In the material below, please retype the lines from the very first through the one with "--- Palette used", exactly and without pictures.

═══ INFORMATION SUPPLIED ═══

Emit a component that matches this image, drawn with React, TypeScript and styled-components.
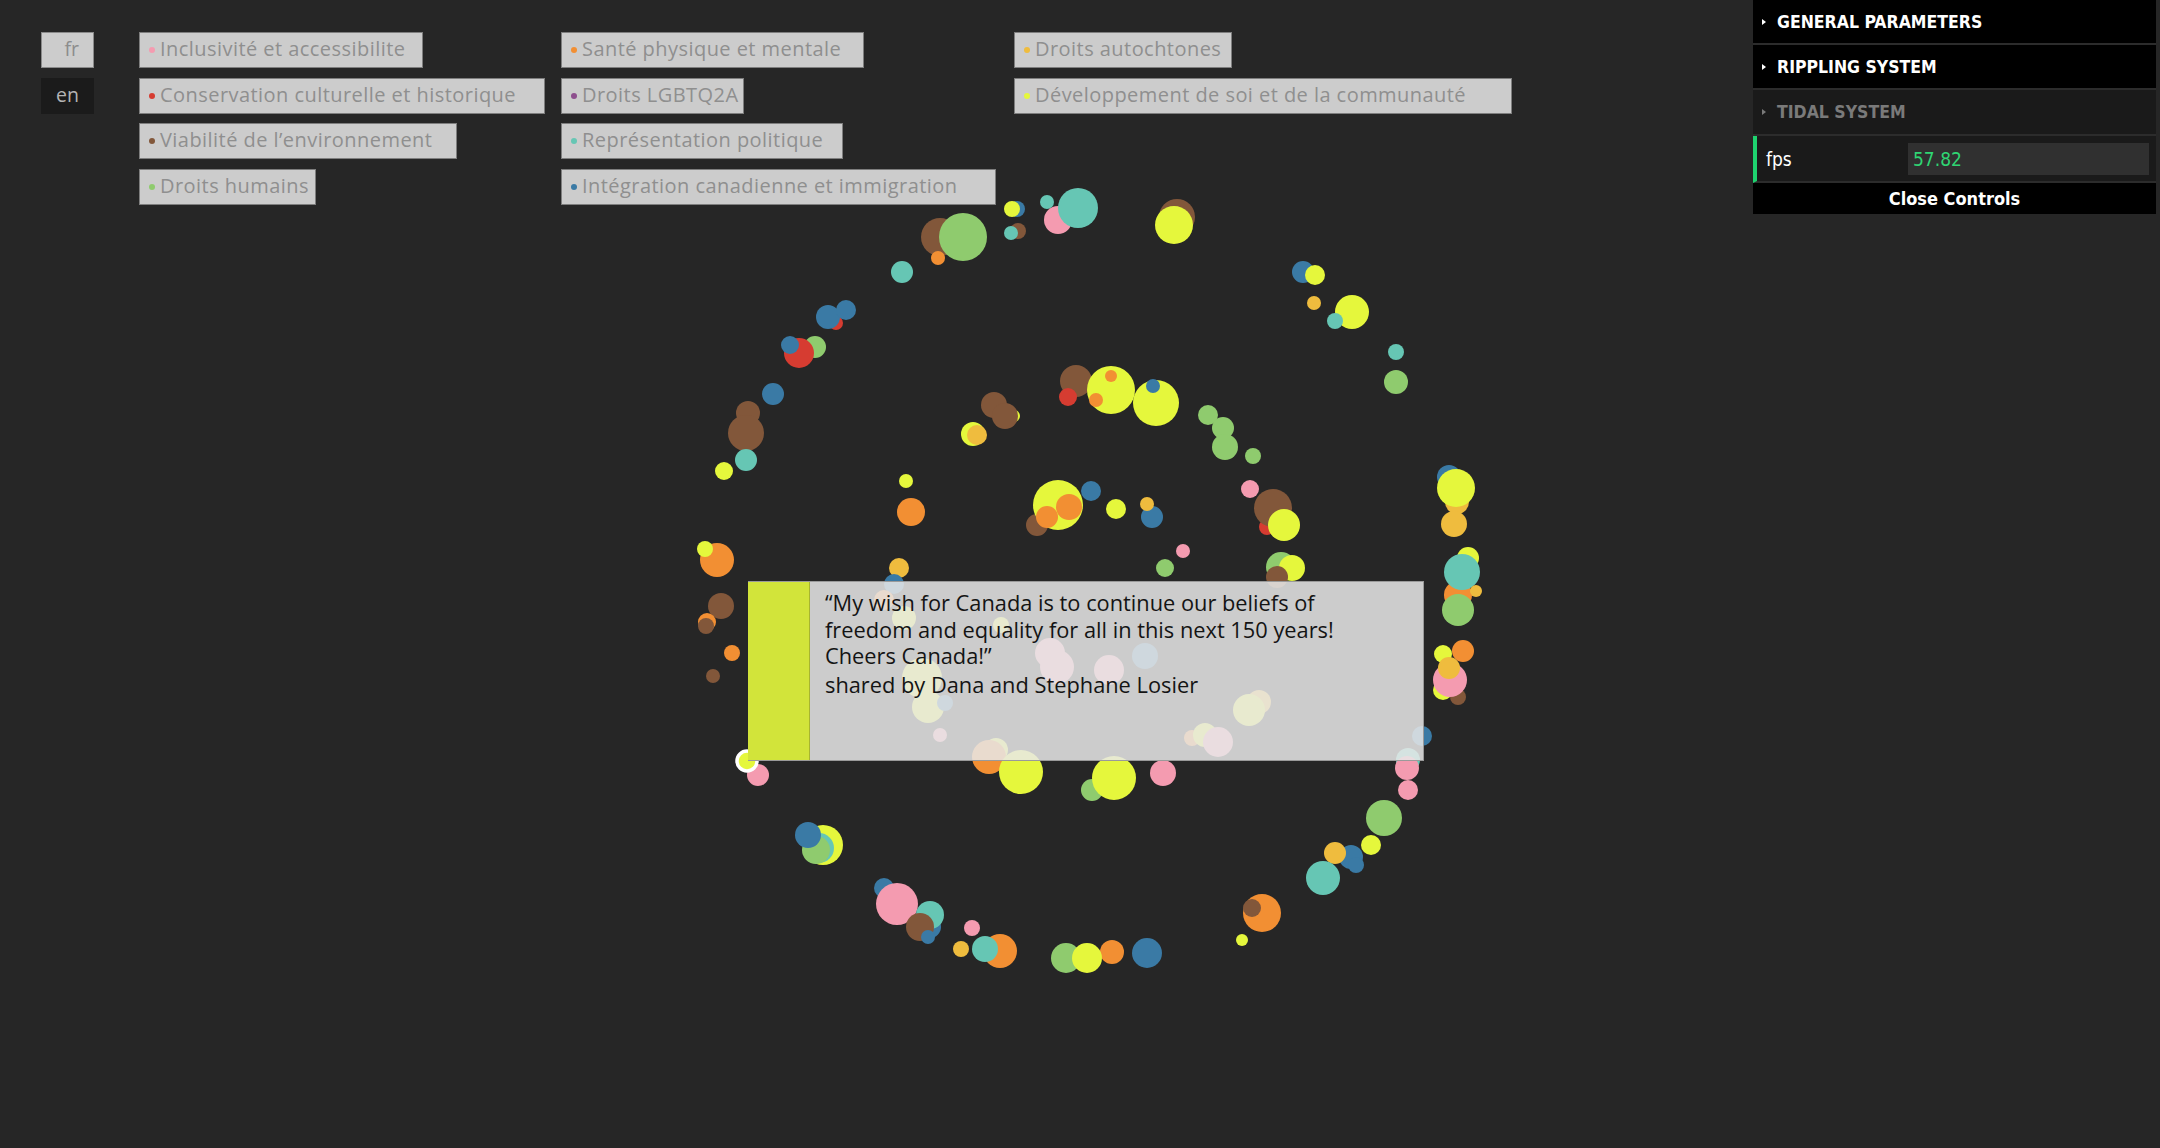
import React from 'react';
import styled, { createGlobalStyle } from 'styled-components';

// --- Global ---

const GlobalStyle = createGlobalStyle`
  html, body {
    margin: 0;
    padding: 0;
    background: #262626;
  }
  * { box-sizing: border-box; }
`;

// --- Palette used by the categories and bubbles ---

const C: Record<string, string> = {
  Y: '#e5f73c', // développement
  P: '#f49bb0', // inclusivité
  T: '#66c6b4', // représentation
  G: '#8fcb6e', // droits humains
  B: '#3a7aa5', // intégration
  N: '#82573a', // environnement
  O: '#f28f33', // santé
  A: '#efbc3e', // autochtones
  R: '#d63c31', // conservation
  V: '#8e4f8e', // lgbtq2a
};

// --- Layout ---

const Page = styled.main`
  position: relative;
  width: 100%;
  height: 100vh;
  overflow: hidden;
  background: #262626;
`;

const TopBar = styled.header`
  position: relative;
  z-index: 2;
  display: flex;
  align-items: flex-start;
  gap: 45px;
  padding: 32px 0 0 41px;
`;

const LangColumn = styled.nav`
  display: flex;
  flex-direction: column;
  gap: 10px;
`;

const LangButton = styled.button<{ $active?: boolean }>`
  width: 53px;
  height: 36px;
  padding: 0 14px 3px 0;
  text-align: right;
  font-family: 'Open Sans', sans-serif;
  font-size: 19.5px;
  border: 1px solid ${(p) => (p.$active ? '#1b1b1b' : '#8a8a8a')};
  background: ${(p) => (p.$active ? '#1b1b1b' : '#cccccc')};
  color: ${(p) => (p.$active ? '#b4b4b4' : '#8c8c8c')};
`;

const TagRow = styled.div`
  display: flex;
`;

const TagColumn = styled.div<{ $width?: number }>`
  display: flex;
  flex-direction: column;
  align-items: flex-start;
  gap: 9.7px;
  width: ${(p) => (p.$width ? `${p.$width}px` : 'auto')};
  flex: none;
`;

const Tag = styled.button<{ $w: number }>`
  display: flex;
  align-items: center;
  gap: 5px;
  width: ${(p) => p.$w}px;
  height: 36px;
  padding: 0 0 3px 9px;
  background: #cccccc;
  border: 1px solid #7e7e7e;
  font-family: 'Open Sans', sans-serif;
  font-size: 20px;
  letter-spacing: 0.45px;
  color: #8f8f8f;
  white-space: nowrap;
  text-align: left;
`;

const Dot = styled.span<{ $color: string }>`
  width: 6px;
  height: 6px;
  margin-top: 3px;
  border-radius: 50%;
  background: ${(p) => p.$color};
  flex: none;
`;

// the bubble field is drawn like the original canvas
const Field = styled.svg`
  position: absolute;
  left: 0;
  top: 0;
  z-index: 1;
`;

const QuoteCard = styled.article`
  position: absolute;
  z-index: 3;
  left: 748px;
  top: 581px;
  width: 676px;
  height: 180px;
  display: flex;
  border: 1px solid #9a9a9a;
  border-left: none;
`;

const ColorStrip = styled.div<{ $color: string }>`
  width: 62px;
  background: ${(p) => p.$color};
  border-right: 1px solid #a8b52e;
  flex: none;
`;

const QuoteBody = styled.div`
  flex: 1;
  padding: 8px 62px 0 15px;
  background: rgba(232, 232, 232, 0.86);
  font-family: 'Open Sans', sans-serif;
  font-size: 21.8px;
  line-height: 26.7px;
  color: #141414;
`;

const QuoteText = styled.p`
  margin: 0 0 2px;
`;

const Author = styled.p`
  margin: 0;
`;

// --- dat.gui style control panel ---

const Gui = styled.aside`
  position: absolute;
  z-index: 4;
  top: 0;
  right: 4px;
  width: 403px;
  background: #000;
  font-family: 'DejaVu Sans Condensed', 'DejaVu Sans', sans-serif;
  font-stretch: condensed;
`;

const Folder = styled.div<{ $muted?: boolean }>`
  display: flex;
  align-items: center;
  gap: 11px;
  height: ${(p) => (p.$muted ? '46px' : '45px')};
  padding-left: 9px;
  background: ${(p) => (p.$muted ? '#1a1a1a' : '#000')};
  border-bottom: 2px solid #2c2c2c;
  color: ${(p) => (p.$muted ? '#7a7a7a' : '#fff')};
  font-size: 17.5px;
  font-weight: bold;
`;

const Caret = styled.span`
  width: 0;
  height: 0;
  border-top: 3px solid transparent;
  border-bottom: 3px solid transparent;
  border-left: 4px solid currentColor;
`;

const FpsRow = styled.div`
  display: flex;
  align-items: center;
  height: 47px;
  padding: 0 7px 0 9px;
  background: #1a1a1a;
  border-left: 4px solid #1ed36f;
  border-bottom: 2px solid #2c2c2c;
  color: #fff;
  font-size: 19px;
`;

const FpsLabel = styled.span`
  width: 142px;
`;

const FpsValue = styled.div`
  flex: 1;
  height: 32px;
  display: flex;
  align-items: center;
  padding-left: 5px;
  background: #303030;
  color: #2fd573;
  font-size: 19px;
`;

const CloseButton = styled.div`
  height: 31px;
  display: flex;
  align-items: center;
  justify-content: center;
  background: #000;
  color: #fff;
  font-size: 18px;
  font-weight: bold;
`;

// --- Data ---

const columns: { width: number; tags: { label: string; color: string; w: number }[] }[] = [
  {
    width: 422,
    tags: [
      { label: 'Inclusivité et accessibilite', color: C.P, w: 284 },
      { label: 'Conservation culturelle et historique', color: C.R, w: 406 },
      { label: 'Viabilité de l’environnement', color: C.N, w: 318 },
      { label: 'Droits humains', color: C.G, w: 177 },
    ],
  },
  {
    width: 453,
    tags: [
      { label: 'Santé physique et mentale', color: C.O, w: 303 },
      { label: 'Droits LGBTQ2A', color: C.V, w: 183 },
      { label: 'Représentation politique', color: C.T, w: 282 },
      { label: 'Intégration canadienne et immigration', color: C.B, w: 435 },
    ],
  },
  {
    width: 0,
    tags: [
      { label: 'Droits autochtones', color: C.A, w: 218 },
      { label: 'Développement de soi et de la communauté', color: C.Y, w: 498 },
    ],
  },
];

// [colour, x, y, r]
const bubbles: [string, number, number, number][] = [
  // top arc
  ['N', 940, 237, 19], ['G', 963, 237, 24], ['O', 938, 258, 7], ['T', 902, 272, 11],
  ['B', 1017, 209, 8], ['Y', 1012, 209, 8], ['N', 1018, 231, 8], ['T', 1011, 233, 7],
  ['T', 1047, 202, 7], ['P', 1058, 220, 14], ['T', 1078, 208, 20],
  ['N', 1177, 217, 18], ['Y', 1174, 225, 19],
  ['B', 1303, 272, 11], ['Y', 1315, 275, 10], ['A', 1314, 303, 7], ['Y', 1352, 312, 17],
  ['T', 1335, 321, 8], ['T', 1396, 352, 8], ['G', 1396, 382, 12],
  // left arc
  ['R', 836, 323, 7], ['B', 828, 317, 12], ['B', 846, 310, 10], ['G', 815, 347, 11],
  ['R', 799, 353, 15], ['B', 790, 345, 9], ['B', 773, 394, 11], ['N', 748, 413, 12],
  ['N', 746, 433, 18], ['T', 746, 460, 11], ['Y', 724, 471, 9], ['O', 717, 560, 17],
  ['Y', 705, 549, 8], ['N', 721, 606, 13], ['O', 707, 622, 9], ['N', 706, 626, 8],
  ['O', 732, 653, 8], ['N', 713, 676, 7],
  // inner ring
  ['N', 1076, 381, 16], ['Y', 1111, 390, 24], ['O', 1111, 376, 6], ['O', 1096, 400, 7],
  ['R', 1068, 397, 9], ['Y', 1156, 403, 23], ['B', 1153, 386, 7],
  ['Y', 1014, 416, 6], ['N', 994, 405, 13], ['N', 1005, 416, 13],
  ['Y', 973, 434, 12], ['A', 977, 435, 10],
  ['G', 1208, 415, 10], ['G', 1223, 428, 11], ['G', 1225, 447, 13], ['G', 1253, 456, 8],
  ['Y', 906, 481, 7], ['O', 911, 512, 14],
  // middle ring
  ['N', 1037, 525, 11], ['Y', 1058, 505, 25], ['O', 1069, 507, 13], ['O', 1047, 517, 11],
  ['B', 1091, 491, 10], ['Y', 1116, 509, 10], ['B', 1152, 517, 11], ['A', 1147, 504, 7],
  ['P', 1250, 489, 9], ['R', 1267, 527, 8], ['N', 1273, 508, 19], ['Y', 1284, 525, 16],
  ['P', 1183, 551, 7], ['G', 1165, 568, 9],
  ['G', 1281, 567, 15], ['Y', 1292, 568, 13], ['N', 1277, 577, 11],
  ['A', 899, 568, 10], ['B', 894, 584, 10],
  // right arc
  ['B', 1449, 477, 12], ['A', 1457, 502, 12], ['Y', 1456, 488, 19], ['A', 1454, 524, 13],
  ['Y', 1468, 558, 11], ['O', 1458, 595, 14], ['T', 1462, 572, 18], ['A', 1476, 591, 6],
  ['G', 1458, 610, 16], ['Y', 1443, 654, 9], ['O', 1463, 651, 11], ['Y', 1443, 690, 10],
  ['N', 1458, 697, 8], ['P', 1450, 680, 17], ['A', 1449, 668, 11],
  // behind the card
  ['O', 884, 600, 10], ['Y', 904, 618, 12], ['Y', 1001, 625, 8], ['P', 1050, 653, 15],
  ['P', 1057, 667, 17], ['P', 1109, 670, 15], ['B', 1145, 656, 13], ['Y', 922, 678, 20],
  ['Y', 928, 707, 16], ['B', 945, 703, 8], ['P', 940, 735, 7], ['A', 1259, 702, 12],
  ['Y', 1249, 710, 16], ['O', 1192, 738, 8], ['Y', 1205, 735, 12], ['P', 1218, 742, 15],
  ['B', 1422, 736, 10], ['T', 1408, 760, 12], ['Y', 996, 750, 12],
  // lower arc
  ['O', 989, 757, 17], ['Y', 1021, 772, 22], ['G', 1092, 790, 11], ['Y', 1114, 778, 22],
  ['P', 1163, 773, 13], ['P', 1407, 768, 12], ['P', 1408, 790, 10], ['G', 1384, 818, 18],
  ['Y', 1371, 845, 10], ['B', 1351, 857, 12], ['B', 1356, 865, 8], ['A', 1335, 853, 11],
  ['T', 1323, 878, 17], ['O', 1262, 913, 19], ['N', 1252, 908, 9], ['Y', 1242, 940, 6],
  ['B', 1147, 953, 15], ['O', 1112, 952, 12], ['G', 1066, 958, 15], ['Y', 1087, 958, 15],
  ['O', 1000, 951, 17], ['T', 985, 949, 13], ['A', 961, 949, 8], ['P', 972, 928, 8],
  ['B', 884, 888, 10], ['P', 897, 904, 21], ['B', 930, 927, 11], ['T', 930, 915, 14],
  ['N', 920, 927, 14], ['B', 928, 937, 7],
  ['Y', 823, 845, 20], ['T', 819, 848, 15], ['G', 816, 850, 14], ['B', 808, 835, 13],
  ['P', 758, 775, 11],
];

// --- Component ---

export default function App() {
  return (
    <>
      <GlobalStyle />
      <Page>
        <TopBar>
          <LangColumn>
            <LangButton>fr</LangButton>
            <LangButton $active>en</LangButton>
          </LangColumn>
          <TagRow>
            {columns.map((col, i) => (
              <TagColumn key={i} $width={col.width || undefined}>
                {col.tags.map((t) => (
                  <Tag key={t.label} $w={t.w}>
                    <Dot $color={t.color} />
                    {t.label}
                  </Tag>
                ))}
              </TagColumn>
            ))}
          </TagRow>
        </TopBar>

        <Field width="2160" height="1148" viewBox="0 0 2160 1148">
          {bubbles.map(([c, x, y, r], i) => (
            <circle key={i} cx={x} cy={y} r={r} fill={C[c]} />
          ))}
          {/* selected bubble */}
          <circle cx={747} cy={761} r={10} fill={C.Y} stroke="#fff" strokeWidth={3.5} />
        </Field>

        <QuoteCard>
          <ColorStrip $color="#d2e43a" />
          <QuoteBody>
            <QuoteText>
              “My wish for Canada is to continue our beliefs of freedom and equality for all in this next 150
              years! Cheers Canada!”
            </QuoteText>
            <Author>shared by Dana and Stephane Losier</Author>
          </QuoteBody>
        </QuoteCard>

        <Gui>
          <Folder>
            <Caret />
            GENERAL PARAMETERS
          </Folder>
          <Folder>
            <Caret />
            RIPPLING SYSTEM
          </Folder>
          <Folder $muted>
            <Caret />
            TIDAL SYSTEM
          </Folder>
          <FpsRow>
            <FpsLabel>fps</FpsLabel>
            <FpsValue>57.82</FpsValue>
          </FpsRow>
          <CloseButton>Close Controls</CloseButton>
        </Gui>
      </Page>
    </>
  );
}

═══

EXPECTED ANSWER:
Emit a component that matches this image, drawn with React, TypeScript and styled-components.
import React from 'react';
import styled, { createGlobalStyle } from 'styled-components';

// --- Global ---

const GlobalStyle = createGlobalStyle`
  html, body {
    margin: 0;
    padding: 0;
    background: #262626;
  }
  * { box-sizing: border-box; }
`;

// --- Palette used by the categories and bubbles ---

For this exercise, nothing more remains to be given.